Non solo. Le zone D sono sottoposte a parametri volumetrici totalmente diversi rispetto a quelle residenziali. Nelle aree destinate ad attività produttive il parametro volumetrico riguarda l’altezza, la distanza dai confini e la superficie da occupare. Negli insediamenti di carattere commerciale e direzionale a 100 mq di superficie lorda di pavimento di edifici previsti deve corrispondere la quantità minima di 80 mq di spazio per standard urbanistici, escluse le sedi viarie, di cui almeno la metà destinata a parcheggi. Per quelle residenziali invece gli standard sono parametrati per numero di abitante. Ed a ogni abitante corrispondono 100 metri cubi di costruzione, ovvero 20 mq di standard. Insomma non ci può essere nessuna equipollenza perché sarebbe urbanisticamente e materialmente impossibile equiparare le zone D con quelle A, B e C.

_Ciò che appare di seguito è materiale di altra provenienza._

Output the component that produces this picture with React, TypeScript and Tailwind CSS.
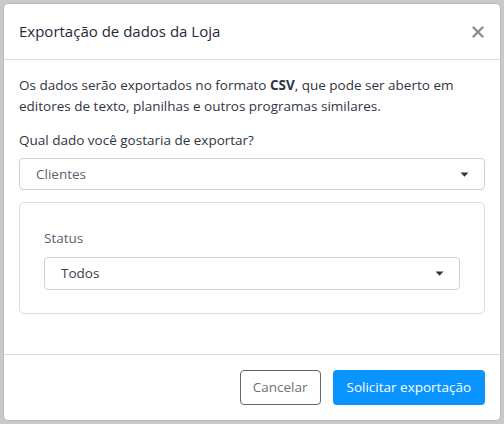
import React from "react";

const Caret = () => (
  <svg width="9" height="5" viewBox="0 0 9 5" className="shrink-0">
    <path d="M0.5 0.5 L8.5 0.5 L4.5 4.8 Z" fill="#2f3540" />
  </svg>
);

export default function App() {
  return (
    <div
      className="w-[504px] h-[424px] bg-[#c9c9c9] p-[3px] overflow-hidden"
      style={{ fontFamily: '"Open Sans", "Noto Sans", sans-serif' }}
    >
      <div className="w-[498px] h-[418px] bg-white rounded-[5px] border border-[#b9b9b9] flex flex-col">
        <div className="h-[56px] flex items-center justify-between px-[15px] border-b border-[#d9d9d9] shrink-0">
          <span className="text-[15px] font-medium text-[#232b3b]">Exportação de dados da Loja</span>
          <svg width="12" height="12" viewBox="0 0 12 12" className="mr-[1px]">
            <path d="M1.5 1.5 L10.5 10.5 M10.5 1.5 L1.5 10.5" stroke="#8a8d92" strokeWidth="2.4" strokeLinecap="round" />
          </svg>
        </div>
        <div className="flex-1 px-[15px] pt-[15px] text-[13.5px] leading-[21px] text-[#2f3542]">
          <p>
            Os dados serão exportados no formato <b className="font-bold">CSV</b>, que pode ser aberto em editores de texto, planilhas e outros programas similares.
          </p>
          <p className="mt-[13px]">Qual dado você gostaria de exportar?</p>
          <div className="mt-[7px] h-[32px] border border-[#ced2da] rounded-[4px] flex items-center justify-between pl-[16px] pr-[15px] text-[#5b6270]">
            <span>Clientes</span>
            <Caret />
          </div>
          <div className="mt-[12px] h-[112px] border border-[#d8dbe0] rounded-[5px] px-[24px] pt-[25px]">
            <p className="text-[#5b6270]">Status</p>
            <div className="mt-[8px] h-[33px] border border-[#ced2da] rounded-[4px] flex items-center justify-between pl-[16px] pr-[15px] text-[#3a404c]">
              <span>Todos</span>
              <Caret />
            </div>
          </div>
        </div>
        <div className="h-[66px] border-t border-[#d9d9d9] flex items-center justify-end gap-[12px] px-[15px] shrink-0">
          <button className="h-[35px] px-[12px] border border-[#5f6572] rounded-[4px] text-[13.5px] text-[#6c717b] bg-white">
            Cancelar
          </button>
          <button className="h-[35px] px-[14px] rounded-[4px] text-[13.5px] text-white bg-[#0a94ff]">
            Solicitar exportação
          </button>
        </div>
      </div>
    </div>
  );
}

Conclusione. Guida e company hanno optato per i cambi di destinazione d’uso per motivi propagandistici. La vera soluzione tecnica legittima è la variante al Puc. Strada non imboccata perché l’iter si sarebbe concluso dopo il voto del 2026. Se non è così, lo ripetiamo per la millesima volta, si proceda alla concessione dei permessi. Siamo curiosi di vedere come saranno conteggiati e monetizzati gli standard urbanistici e come saranno distribuiti i costi a carico dei proprietari degli immobili. Gli uffici comunali sono tenuti ad operare nel pieno rispetto delle leggi, sennò sono guai. Affidare il conteggio al ragionier Filini sarebbe una c…ta pazzesca.